If you were producing a critical edition of the KJV title, say:
KJV Through the Years
then yes, you would be correct, all KJV material with notes would be
canonical (from a purist point of view), and your modern notes about the
'canonical notes' would not be canonical :)
If you were desiring to digitize the 1611 KJV, just because the work is
old, doesn't mean everything in the work is 'canonical'. What defines
'old'? Even a purist must decide on the base work. If the base work is
the KJV and we're adding modern notes, then you'd be correct.
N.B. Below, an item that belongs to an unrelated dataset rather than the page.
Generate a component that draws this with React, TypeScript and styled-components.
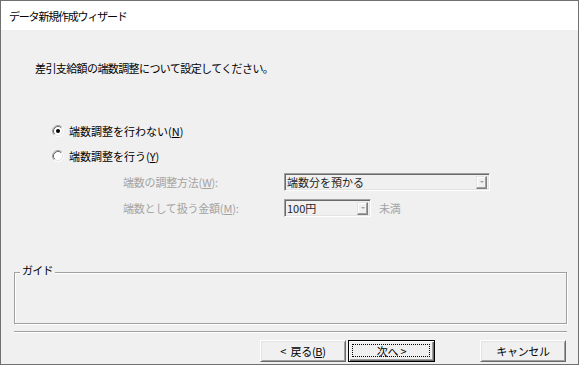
import React from "react";
import styled, { createGlobalStyle } from "styled-components";

const Global = createGlobalStyle`
  html, body { margin: 0; padding: 0; background: #ffffff; }
  body { font-family: "Noto Sans CJK JP", "Noto Sans", sans-serif; }
  * { box-sizing: border-box; }
`;

const FONT = `"Noto Sans CJK JP", "Noto Sans", sans-serif`;

const Window = styled.div`
  width: 579px;
  height: 365px;
  border: 1px solid #707070;
  display: flex;
  flex-direction: column;
  font-family: ${FONT};
  overflow: hidden;
`;

const Header = styled.div`
  height: 29px;
  background: #ffffff;
  display: flex;
  align-items: center;
  padding-left: 8px;
  font-size: 11px;
  letter-spacing: -1.2px;
  color: #000;
`;

const Body = styled.div`
  flex: 1;
  background: #f0f0f0;
  display: flex;
  flex-direction: column;
`;

const Instruction = styled.div`
  margin: 31px 0 0 34px;
  height: 14px;
  line-height: 14px;
  font-size: 11px;
  letter-spacing: -0.6px;
  color: #000;
`;

const RadioGroup = styled.div`
  margin: 46px 0 0 51px;
  display: flex;
  flex-direction: column;
  gap: 5px;
`;

const RadioRow = styled.label`
  height: 20px;
  display: flex;
  align-items: center;
  gap: 5px;
  font-size: 11px;
  line-height: 14px;
  color: #000;
`;

const Key = styled.span`
  text-decoration: underline;
  text-underline-offset: 1px;
`;

const SubGrid = styled.div`
  margin: 7px 0 0 122px;
  display: grid;
  grid-template-columns: 161px auto;
  row-gap: 8px;
  align-items: center;
  justify-items: start;
`;

const DisabledLabel = styled.span`
  font-size: 11px;
  line-height: 14px;
  color: #a3a3a3;
  letter-spacing: -0.2px;
`;

const ComboLine = styled.div`
  display: flex;
  align-items: center;
  gap: 8px;
`;

const Combo = styled.div<{ $w: number }>`
  width: ${(p) => p.$w}px;
  height: 18px;
  border: 1px solid;
  border-color: #a0a0a0 #ffffff #ffffff #a0a0a0;
  box-shadow: inset 1px 1px 0 #696969, inset -1px -1px 0 #e3e3e3;
  background: #f0f0f0;
  display: flex;
  align-items: center;
  justify-content: space-between;
  padding: 0 2px 0 2px;
  font-size: 11px;
  line-height: 14px;
  color: #1e1e1e;
`;

const DropButton = styled.span`
  width: 11px;
  height: 13px;
  border: 1px solid;
  border-color: #e3e3e3 #808080 #808080 #e3e3e3;
  box-shadow: inset -1px -1px 0 #a0a0a0, inset 1px 1px 0 #ffffff;
  background: #f0f0f0;
  display: flex;
  align-items: center;
  justify-content: center;
  &::after {
    content: "";
    border-left: 2px solid transparent;
    border-right: 2px solid transparent;
    border-top: 2px solid #a0a0a0;
  }
`;

const GroupBox = styled.div`
  position: relative;
  margin: 55px 0 0 13px;
  width: 553px;
  height: 52px;
  border: 1px solid #a0a0a0;
  box-shadow: inset 1px 1px 0 #ffffff, 1px 1px 0 #ffffff;
`;

const GroupLabel = styled.span`
  position: absolute;
  left: 5px;
  top: -10px;
  padding: 0 2px;
  background: #f0f0f0;
  font-size: 11px;
  line-height: 14px;
  color: #000;
  letter-spacing: -0.8px;
`;

const Separator = styled.div`
  margin: 7px 0 0 13px;
  width: 553px;
  height: 2px;
  border-top: 1px solid #a0a0a0;
  border-bottom: 1px solid #ffffff;
`;

const ButtonRow = styled.div`
  margin: 7px 0 0 259px;
  display: flex;
  align-items: center;
  gap: 2px;
`;

const Button = styled.div<{ $default?: boolean; $gapLeft?: number }>`
  position: relative;
  width: ${(p) => (p.$default ? 87 : 86)}px;
  height: 22px;
  margin-left: ${(p) => p.$gapLeft ?? 0}px;
  background: #f0f0f0;
  border: 1px solid;
  border-color: ${(p) =>
    p.$default ? "#000 #000 #000 #000" : "#ffffff #696969 #696969 #ffffff"};
  box-shadow: ${(p) =>
    p.$default
      ? "inset 1px 1px 0 #ffffff, inset -1px -1px 0 #696969, inset -2px -2px 0 #a0a0a0"
      : "inset 1px 1px 0 #e3e3e3, inset -1px -1px 0 #a0a0a0"};
  display: flex;
  align-items: center;
  justify-content: center;
  font-size: 11px;
  line-height: 14px;
  color: #000;
  letter-spacing: -0.3px;
  white-space: pre;
`;

const FocusRing = styled.span`
  position: absolute;
  left: 3px;
  top: 3px;
  right: 4px;
  bottom: 4px;
  border: 1px dotted #000;
  pointer-events: none;
`;

const RadioIcon: React.FC<{ checked?: boolean }> = ({ checked }) => (
  <svg width="12" height="12" viewBox="0 0 12 12">
    <circle cx="6" cy="6" r="4.5" fill="#ffffff" />
    <path d="M2.11 9.89 A5.5 5.5 0 0 1 9.89 2.11" fill="none" stroke="#a0a0a0" strokeWidth="1" />
    <path d="M9.89 2.11 A5.5 5.5 0 0 1 2.11 9.89" fill="none" stroke="#ffffff" strokeWidth="1" />
    <path d="M2.82 9.18 A4.5 4.5 0 0 1 9.18 2.82" fill="none" stroke="#696969" strokeWidth="1" />
    <path d="M9.18 2.82 A4.5 4.5 0 0 1 2.82 9.18" fill="none" stroke="#e3e3e3" strokeWidth="1" />
    {checked && <circle cx="6" cy="6" r="2" fill="#000" />}
  </svg>
);

export default function App() {
  return (
    <>
      <Global />
      <Window>
        <Header>データ新規作成ウィザード</Header>
        <Body>
          <Instruction>差引支給額の端数調整について設定してください。</Instruction>
          <RadioGroup>
            <RadioRow>
              <RadioIcon checked />
              <span>
                端数調整を行わない(<Key>N</Key>)
              </span>
            </RadioRow>
            <RadioRow>
              <RadioIcon />
              <span>
                端数調整を行う(<Key>Y</Key>)
              </span>
            </RadioRow>
          </RadioGroup>
          <SubGrid>
            <DisabledLabel>
              端数の調整方法(<Key>W</Key>):
            </DisabledLabel>
            <Combo $w={206}>
              <span>端数分を預かる</span>
              <DropButton />
            </Combo>
            <DisabledLabel>
              端数として扱う金額(<Key>M</Key>):
            </DisabledLabel>
            <ComboLine>
              <Combo $w={87}>
                <span>100円</span>
                <DropButton />
              </Combo>
              <DisabledLabel>未満</DisabledLabel>
            </ComboLine>
          </SubGrid>
          <GroupBox>
            <GroupLabel>ガイド</GroupLabel>
          </GroupBox>
          <Separator />
          <ButtonRow>
            <Button>
              {"<\u00a0\u00a0戻る("}
              <Key>B</Key>
              {")"}
            </Button>
            <Button $default>
              {"次へ\u00a0>"}
              <FocusRing />
            </Button>
            <Button $gapLeft={43}>キャンセル</Button>
          </ButtonRow>
        </Body>
      </Window>
    </>
  );
}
If the
base work is the New Testament, and we're marking up the KJV notes,
merely encoding an old work, then I would disagree.
> If it is not that way and it is to reflect the underlying publication
> then I think there is a problem with the usage of the <transChange
> type="added"> element . In this case these should be marked
> canonical="false" as they are not part of the "base" text.
A transChange relates to translation methodology against an original
text (not what we're calling a 'base text' above).
> I took out the example about notes in a Bible translation. Its intent is
> that canonical is to distinguish what was in the text the translation
> was based from what was not in that base.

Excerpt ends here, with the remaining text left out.